Guidance on jurisdiction for hearing the costs appeal
This case also provides guidance on jurisdiction of statutory county court appeals on costs. At the permission to appeal stage the Court of Appeal held that where on an appeal there had been a decision on costs only and the court had not considered the validity of the underlying decision, an appeal in relation to those costs lay to the High Court not the Court of Appeal.
This case highlights the issues currently faced by many Local Housing Authorities on the issues around costs. It confirms that the court will not simply award a claimant its costs on the basis it obtained the relief sought, but will in appropriate cases order costs against an applicant.

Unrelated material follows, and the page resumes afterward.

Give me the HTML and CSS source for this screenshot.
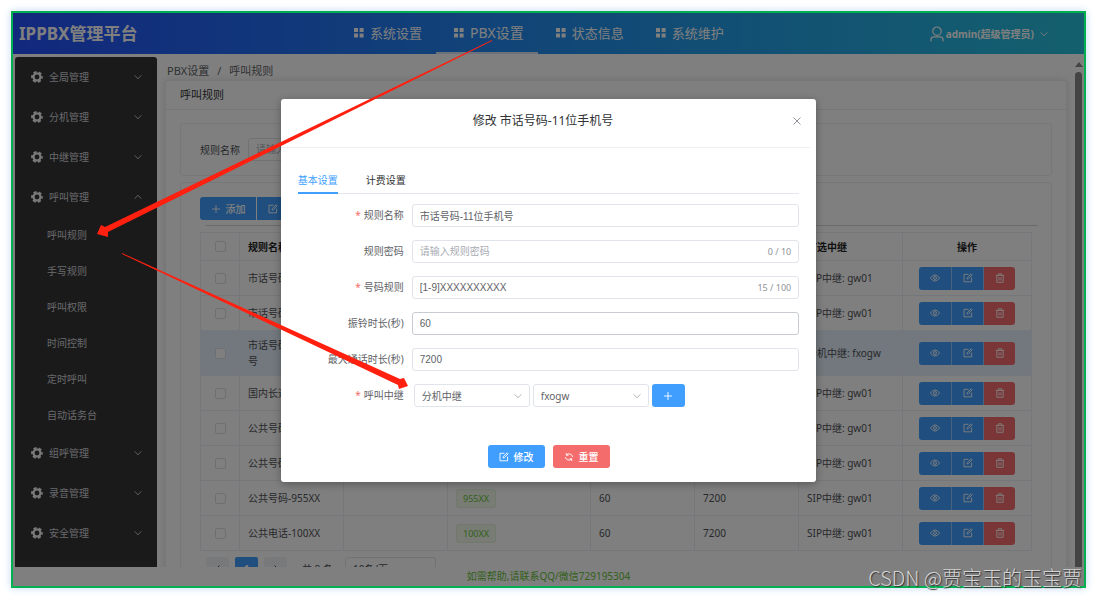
FILE: index.html
```html
<!DOCTYPE html>
<html lang="zh-CN">
<head>
<meta charset="utf-8">
<title>IPPBX管理平台</title>
<link rel="stylesheet" href="styles.css">
</head>
<body>
<svg class="defs" aria-hidden="true">
  <symbol id="grid" viewBox="0 0 10 10"><path fill="currentColor" d="M0 0h4v4H0zM5.6 0h4v4h-4zM0 5.6h4v4H0zM5.6 5.6h4v4h-4z"/></symbol>
  <symbol id="gear" viewBox="0 0 12 12"><g fill="none" stroke="currentColor"><circle cx="6" cy="6" r="3.5" stroke-width="2.2"/><circle cx="6" cy="6" r="5" stroke-width="1.8" stroke-dasharray="3.1 2.136" stroke-dashoffset="1.55"/></g></symbol>
  <symbol id="down" viewBox="0 0 10 10"><path fill="none" stroke="currentColor" stroke-width=".9" d="M1.5 3.3 5 6.7 8.5 3.3"/></symbol>
  <symbol id="up" viewBox="0 0 10 10"><path fill="none" stroke="currentColor" stroke-width=".9" d="M1.5 6.7 5 3.3 8.5 6.7"/></symbol>
  <symbol id="left" viewBox="0 0 10 10"><path fill="none" stroke="currentColor" d="M6.5 1.5 3 5l3.5 3.5"/></symbol>
  <symbol id="right" viewBox="0 0 10 10"><path fill="none" stroke="currentColor" d="M3.5 1.5 7 5 3.5 8.5"/></symbol>
  <symbol id="plus" viewBox="0 0 10 10"><path fill="none" stroke="currentColor" stroke-width=".9" d="M5 1v8M1 5h8"/></symbol>
  <symbol id="cross" viewBox="0 0 10 10"><path fill="none" stroke="currentColor" d="m1.5 1.5 7 7M8.5 1.5l-7 7"/></symbol>
  <symbol id="edit" viewBox="0 0 10 10"><path fill="none" stroke="currentColor" stroke-width=".9" d="M5.5 1.3H1v7.5h7.6V4.6M4 6l.3-1.4L8.2.8l1 1L5.4 5.7z"/></symbol>
  <symbol id="eye" viewBox="0 0 10 10"><g fill="none" stroke="currentColor" stroke-width=".9"><path d="M.4 5Q5-1.2 9.6 5 5 11.2.4 5z"/><circle cx="5" cy="5" r="1.5"/></g></symbol>
  <symbol id="trash" viewBox="0 0 10 10"><path fill="none" stroke="currentColor" stroke-width=".9" d="M.8 2.4h8.4M3.4 2.2V.8h3.2v1.4M1.8 2.6v6.7h6.4V2.6M4 4.3v3.2M6 4.3v3.2"/></symbol>
  <symbol id="refresh" viewBox="0 0 10 10"><path fill="none" stroke="currentColor" stroke-width=".9" d="M2.3 1v2.2h2.2M2.4 3A3.6 3.6 0 0 1 8.6 5M7.7 9V6.8H5.5M7.6 7A3.6 3.6 0 0 1 1.4 5"/></symbol>
  <symbol id="user" viewBox="0 0 14 16"><g fill="none" stroke="currentColor" stroke-width="1.2"><circle cx="7" cy="5.2" r="4.2"/><path d="M1 15.5v-2q0-2.6 3-2.6h6q3 0 3 2.6v2"/></g></symbol>
</svg>

<div class="frame">
  <header class="topbar">
    <h1 class="brand">IPPBX管理平台</h1>
    <nav class="topnav">
      <a href="#"><svg><use href="#grid"/></svg>系统设置</a>
      <a href="#" class="active"><svg><use href="#grid"/></svg>PBX设置</a>
      <a href="#"><svg><use href="#grid"/></svg>状态信息</a>
      <a href="#"><svg><use href="#grid"/></svg>系统维护</a>
    </nav>
    <button class="account"><svg class="person"><use href="#user"/></svg>admin(超级管理员)<svg class="caret"><use href="#down"/></svg></button>
  </header>

  <div class="workspace">
    <nav class="sidebar">
      <a class="group" href="#"><svg class="gear"><use href="#gear"/></svg><span>全局管理</span><svg><use href="#down"/></svg></a>
      <a class="group" href="#"><svg class="gear"><use href="#gear"/></svg><span>分机管理</span><svg><use href="#down"/></svg></a>
      <a class="group" href="#"><svg class="gear"><use href="#gear"/></svg><span>中继管理</span><svg><use href="#down"/></svg></a>
      <a class="group" href="#"><svg class="gear"><use href="#gear"/></svg><span>呼叫管理</span><svg><use href="#up"/></svg></a>
      <a class="sub" href="#">呼叫规则</a>
      <a class="sub" href="#">手写规则</a>
      <a class="sub" href="#">呼叫权限</a>
      <a class="sub" href="#">时间控制</a>
      <a class="sub" href="#">定时呼叫</a>
      <a class="sub" href="#">自动话务台</a>
      <a class="group" href="#"><svg class="gear"><use href="#gear"/></svg><span>组呼管理</span><svg><use href="#down"/></svg></a>
      <a class="group" href="#"><svg class="gear"><use href="#gear"/></svg><span>录音管理</span><svg><use href="#down"/></svg></a>
      <a class="group" href="#"><svg class="gear"><use href="#gear"/></svg><span>安全管理</span><svg><use href="#down"/></svg></a>
    </nav>

    <main class="content">
      <div class="crumbs"><span>PBX设置</span><span>/</span><span>呼叫规则</span></div>
      <section class="page">
        <h2 class="page-title">呼叫规则</h2>
        <div class="page-body">
          <form class="panel search">
            <label for="q">规则名称</label>
            <input id="q" class="field" placeholder="请输入规则名称">
          </form>
          <div class="panel listing">
            <div class="tools">
              <button class="btn blue add"><svg><use href="#plus"/></svg>添加</button>
              <button class="btn blue"><svg><use href="#edit"/></svg>修改</button>
            </div>
            <hr>
            <table class="rules">
              <colgroup><col class="c-check"><col class="c-mid"><col class="c-mid"><col class="c-wide"><col class="c-mid"><col class="c-mid"><col class="c-mid"><col class="c-ops"></colgroup>
              <thead><tr><th class="mid"><input type="checkbox" aria-label="全选"></th><th>规则名称</th><th>规则密码</th><th>号码规则</th><th>振铃时长(秒)</th><th>最大通话时长</th><th>首选中继</th><th class="mid">操作</th></tr></thead>
              <tbody id="rows"></tbody>
            </table>
            <div class="pager">
              <button aria-label="上一页"><svg><use href="#left"/></svg></button>
              <button class="current">1</button>
              <button aria-label="下一页"><svg><use href="#right"/></svg></button>
              <span>共 8 条</span>
              <div class="select"><select aria-label="每页条数"><option>10条/页</option></select><svg><use href="#down"/></svg></div>
            </div>
          </div>
        </div>
      </section>
    </main>
    <div class="scroll"><i class="arrow"></i><i class="thumb"></i></div>
  </div>
  <footer class="help">如需帮助,请联系QQ/微信729195304</footer>

  <div class="mask">
    <div class="dialog" role="dialog" aria-labelledby="dlg-title">
      <header class="dialog-head">
        <h2 id="dlg-title">修改 市话号码-11位手机号</h2>
        <button class="close" aria-label="关闭"><svg><use href="#cross"/></svg></button>
      </header>
      <div class="dialog-body">
        <div class="tabs"><button class="on">基本设置</button><button>计费设置</button></div>
        <form class="form">
          <label class="req" for="name">规则名称</label>
          <div class="control"><input id="name" class="field" value="市话号码-11位手机号"></div>
          <label for="pwd">规则密码</label>
          <div class="control"><input id="pwd" class="field" placeholder="请输入规则密码"><span class="count">0 / 10</span></div>
          <label class="req" for="pattern">号码规则</label>
          <div class="control"><input id="pattern" class="field" value="[1-9]XXXXXXXXXX"><span class="count">15 / 100</span></div>
          <label for="ring">振铃时长(秒)</label>
          <div class="control"><input id="ring" class="field hover" value="60"></div>
          <label for="max">最大通话时长(秒)</label>
          <div class="control"><input id="max" class="field" value="7200"></div>
          <label class="req" for="trunk">呼叫中继</label>
          <div class="control trunks">
            <div class="select"><select id="trunk"><option>分机中继</option></select><svg><use href="#down"/></svg></div>
            <div class="select"><select aria-label="中继名称"><option>fxogw</option></select><svg><use href="#down"/></svg></div>
            <button type="button" class="btn blue" aria-label="添加中继"><svg><use href="#plus"/></svg></button>
          </div>
        </form>
        <div class="actions">
          <button class="btn blue"><svg><use href="#edit"/></svg>修改</button>
          <button class="btn red"><svg><use href="#refresh"/></svg>重置</button>
        </div>
      </div>
    </div>
  </div>
</div>

<svg class="arrows" viewBox="0 0 1097 599" aria-hidden="true">
  <path d="M492 40 105 227 101 225 97 234 108 237 108 232 492 41z"/>
  <path d="M122 253 400 379 404 378 408 386 399 389 398 385 122 254z"/>
</svg>
<div class="credit">CSDN @贾宝玉的玉宝贾</div>
<script src="rows.js"></script>
</body>
</html>
```
FILE: rows.js
```js
const rules = [
  ["市话号码-7位", "[1-9]XXXXXX", "SIP中继: gw01"],
  ["市话号码-8位", "[1-9]XXXXXXX", "SIP中继: gw01"],
  ["市话号码-11位手机号", "[1-9]XXXXXXXXXX", "分机中继: fxogw", true],
  ["国内长途", "0XXXXXXXXX", "SIP中继: gw01"],
  ["公共号码-11X", "11X", "SIP中继: gw01"],
  ["公共号码-12X", "12X", "SIP中继: gw01"],
  ["公共号码-955XX", "955XX", "SIP中继: gw01"],
  ["公共电话-100XX", "100XX", "SIP中继: gw01"]
];
const op = (kind, icon, label) =>
  `<button class="btn ${kind}" aria-label="${label}"><svg><use href="#${icon}"/></svg></button>`;
document.getElementById("rows").innerHTML = rules.map(([name, code, trunk, on]) => `
  <tr class="${on ? "chosen" : ""}">
    <td class="mid"><input type="checkbox" aria-label="${name}"></td>
    <td>${name}</td><td></td><td><span class="tag">${code}</span></td>
    <td>60</td><td>7200</td><td>${trunk}</td>
    <td class="mid"><div class="ops">${op("blue", "eye", "查看")}${op("blue", "edit", "修改")}${op("red", "trash", "删除")}</div></td>
  </tr>`).join("");
```
FILE: styles.css
```css
* { box-sizing: border-box; }
body {
  margin: 0;
  padding: 11px;
  height: 100vh;
  background: #fff;
  color: #606266;
  font: 10px/16px "Noto Sans", "Noto Sans CJK SC", sans-serif;
  overflow: hidden;
}
button, input, select { font: inherit; color: inherit; margin: 0; }
button { border: 0; padding: 0; background: none; }
a { color: inherit; text-decoration: none; }
h1, h2 { margin: 0; font-weight: 400; }
svg { width: 10px; height: 10px; flex: none; }
.defs { position: absolute; width: 0; height: 0; }

.frame {
  position: relative;
  display: flex;
  flex-direction: column;
  height: 100%;
  border: 2px solid #00b050;
  box-shadow: 0 0 8px #c4d8f4;
  background: #fff;
  overflow: hidden;
}

/* top bar */
.topbar {
  display: flex;
  flex: none;
  height: 41px;
  background: linear-gradient(90deg, #2450fa, #2288f0 45%, #28c0dc);
  color: #fff;
}
.brand { width: 323px; padding-left: 6px; font-size: 17px; line-height: 42px; font-weight: 700; }
.topnav { display: flex; }
.topnav a {
  display: flex;
  align-items: center;
  gap: 6px;
  padding: 0 14px 0 18px;
  font-size: 13px;
  border-bottom: 2px solid transparent;
}
.topnav .active { font-size: 14px; border-color: #d8e4f8; }
.account { display: flex; align-items: center; gap: 2px; margin-left: auto; margin-right: 35px; font-weight: 700; }
.person { width: 14px; height: 16px; }
.caret { margin-left: 3px; }

/* sidebar */
.workspace { display: flex; flex: 1; min-height: 0; padding: 3px 0 0 2px; }
.sidebar { flex: none; width: 142px; background: #343434; color: #d0d2d8; border-radius: 3px 3px 0 0; overflow: hidden; }
.group { display: flex; align-items: center; height: 40px; padding: 0 14px 0 16px; }
.group span { flex: 1; padding-left: 6px; }
.group .gear { width: 12px; height: 12px; color: #f4f4f6; }
.sub { display: block; padding-left: 32px; line-height: 36px; }

/* page */
.content { flex: 1; min-width: 0; overflow: hidden; padding-left: 8px; }
.crumbs { display: flex; gap: 8px; height: 23px; padding-left: 2px; font-size: 11px; line-height: 28px; }
.page { margin-right: 6px; border: 1px solid #ebeef5; box-shadow: 0 0 8px rgba(0, 0, 0, .12); color: #505257; }
.page-title { padding-left: 14px; font-size: 11px; line-height: 28px; color: #303133; border-bottom: 1px solid #ebeef5; }
.page-body { display: grid; gap: 6px; padding: 13px 14px; }
.panel { border: 1px solid #ebeef5; border-radius: 3px; padding: 14px 19px; }
.search { display: flex; align-items: center; gap: 8px; height: 53px; }
.field {
  width: 100%;
  height: 23px;
  padding: 0 7px;
  border: 1px solid #e1e4ea;
  border-radius: 3px;
  background: transparent;
  font-family: "Liberation Sans", "Noto Sans CJK SC", sans-serif;
}
.field::placeholder { color: #a8abb2; }
.search .field { width: 150px; }
.btn {
  display: inline-flex;
  align-items: center;
  justify-content: center;
  gap: 5px;
  height: 23px;
  border-radius: 3px;
  color: #fff;
  font-weight: 500;
}
.blue { background: #409eff; }
.red { background: #f56c6c; }
.tools { display: flex; gap: 1px; }
.tools .btn { width: 56px; border-radius: 0 3px 3px 0; }
.tools .add { border-radius: 3px 0 0 3px; }
hr { margin: 5px -6px 6px 6px; border: 0; border-top: 1px solid #d4d7de; }

.rules { width: 100%; table-layout: fixed; border-collapse: collapse; }
.c-check { width: 39px; }
.c-wide { width: 143px; }
.c-ops { width: 129px; }
.rules th, .rules td { height: 35px; padding: 0 8px; border: 1px solid #ebeef5; text-align: left; overflow: hidden; }
.rules th { height: 28px; color: #222; font-weight: 700; }
.rules .mid { text-align: center; }
.rules .chosen td { height: 45px; background: #e4f0fa; }
.rules input { appearance: none; display: block; width: 11px; height: 11px; margin: auto; border: 1px solid #dcdfe6; border-radius: 2px; background: #fff; }
.ops { display: inline-flex; vertical-align: middle; }
.ops .btn { width: 32px; border-radius: 0; border-left: 1px solid #8cc5ff; }
.ops .btn:first-child { border-left: 0; border-radius: 3px 0 0 3px; }
.ops .btn:last-child { border-radius: 0 3px 3px 0; }
.tag { padding: 2px 6px; border: 1px solid #e1f3d8; border-radius: 3px; background: #f0f9eb; color: #67c23a; font-size: 9px; }

.pager { display: flex; align-items: center; gap: 6px; padding: 6px; }
.pager button { display: grid; place-items: center; width: 23px; height: 23px; border-radius: 2px; background: #f0f2f5; }
.pager .current { background: #409eff; color: #fff; font-weight: 700; }
.pager span { margin: 0 6px 0 9px; }
.pager .select { width: 91px; }
.pager select { padding-left: 20px; }

.select { position: relative; width: 116px; height: 23px; }
.select select { appearance: none; width: 100%; height: 100%; padding: 0 7px; border: 1px solid #e1e4ea; border-radius: 3px; background: transparent; }
.select svg { position: absolute; right: 7px; top: 7px; color: #a8abb2; pointer-events: none; }

.scroll { display: flex; flex-direction: column; align-items: center; flex: none; width: 11px; padding: 5px 2px 0; }
.arrow { border: 4px solid transparent; border-top: 0; border-bottom: 5px solid #888; }
.thumb { flex: 1; width: 7px; margin-top: 5px; border-radius: 4px 4px 0 0; background: #888; }
.help { flex: none; height: 19px; line-height: 19px; text-align: center; color: #67c23a; }

/* dialog */
.mask { position: absolute; inset: 0; padding-top: 86px; background: rgba(0, 0, 0, .5); }
.dialog { width: 50%; margin: 0 auto; border-radius: 3px; background: #fff; box-shadow: 0 2px 8px rgba(0, 0, 0, .3); }
.dialog-head { position: relative; height: 49px; margin-right: 6px; border-bottom: 1px solid #eceef2; }
.dialog-head h2 { padding-right: 5px; font-size: 12px; line-height: 44px; text-align: center; color: #303133; }
.close { position: absolute; right: 8px; top: 17px; display: flex; color: #909399; }
.dialog-body { padding: 20px 17px 14px; }
.tabs { display: flex; gap: 28px; border-bottom: 1px solid #e4e7ed; color: #303133; }
.tabs button { height: 26px; margin-bottom: -1px; border-bottom: 2px solid transparent; }
.tabs .on { color: #409eff; border-color: #409eff; }
.form { display: grid; grid-template-columns: auto 1fr; row-gap: 13px; padding: 10px 0 38px; }
.form label { width: 114px; padding-right: 8px; line-height: 23px; text-align: right; white-space: nowrap; }
.req::before { content: "*"; margin-right: 3px; color: #f56c6c; }
.control { position: relative; height: 23px; }
.hover { border-color: #c8cbd2; }
.count { position: absolute; right: 8px; top: 4px; font-size: 9px; color: #909399; }
.trunks { display: flex; gap: 3px; padding-left: 2px; }
.trunks .btn { width: 33px; }
.actions { display: flex; justify-content: center; gap: 8px; }
.actions .btn { width: 57px; }

/* annotations */
.arrows { position: absolute; left: 0; top: 0; width: 100%; height: 100%; fill: #ff2010; pointer-events: none; }
.credit {
  position: absolute;
  right: 15px;
  bottom: 9px;
  font: 300 20px/24px "Noto Sans CJK SC", sans-serif;
  color: #d4d4d4;
  text-shadow: 1px 1px 1px #333;
}
```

The fact a party may have obtained all or some of the relief sought is not always a reason to award that party its costs. Consideration must be given to the circumstance leading to an agreement between the parties as well as the merits of each party's case.
Of the merits of the challenge, it is for the council to judge what inquiries are necessary and it is only susceptible to a successful challenge if it is considered that no reasonable council would have failed to regard as necessary the further inquiries suggested by the applicant for assistance. That such additional enquiries may have been 'helpful' is not sufficient.
Further, LBC took a sensible approach in agreeing to carry out a fresh review decision to consider the new information submitted by VL. The alternative approach was to fight the appeal, when at the same time, VL was entitled to make a fresh homelessness application, when, LBC would be required to consider the new information in any event.
Although costs in the case at first instance can only be enforced with leave of the Court against a legally aided applicant, the costs in the appeal are recoverable from the Legal Aid Agency, which must be claimed within three months of the order awarding the costs.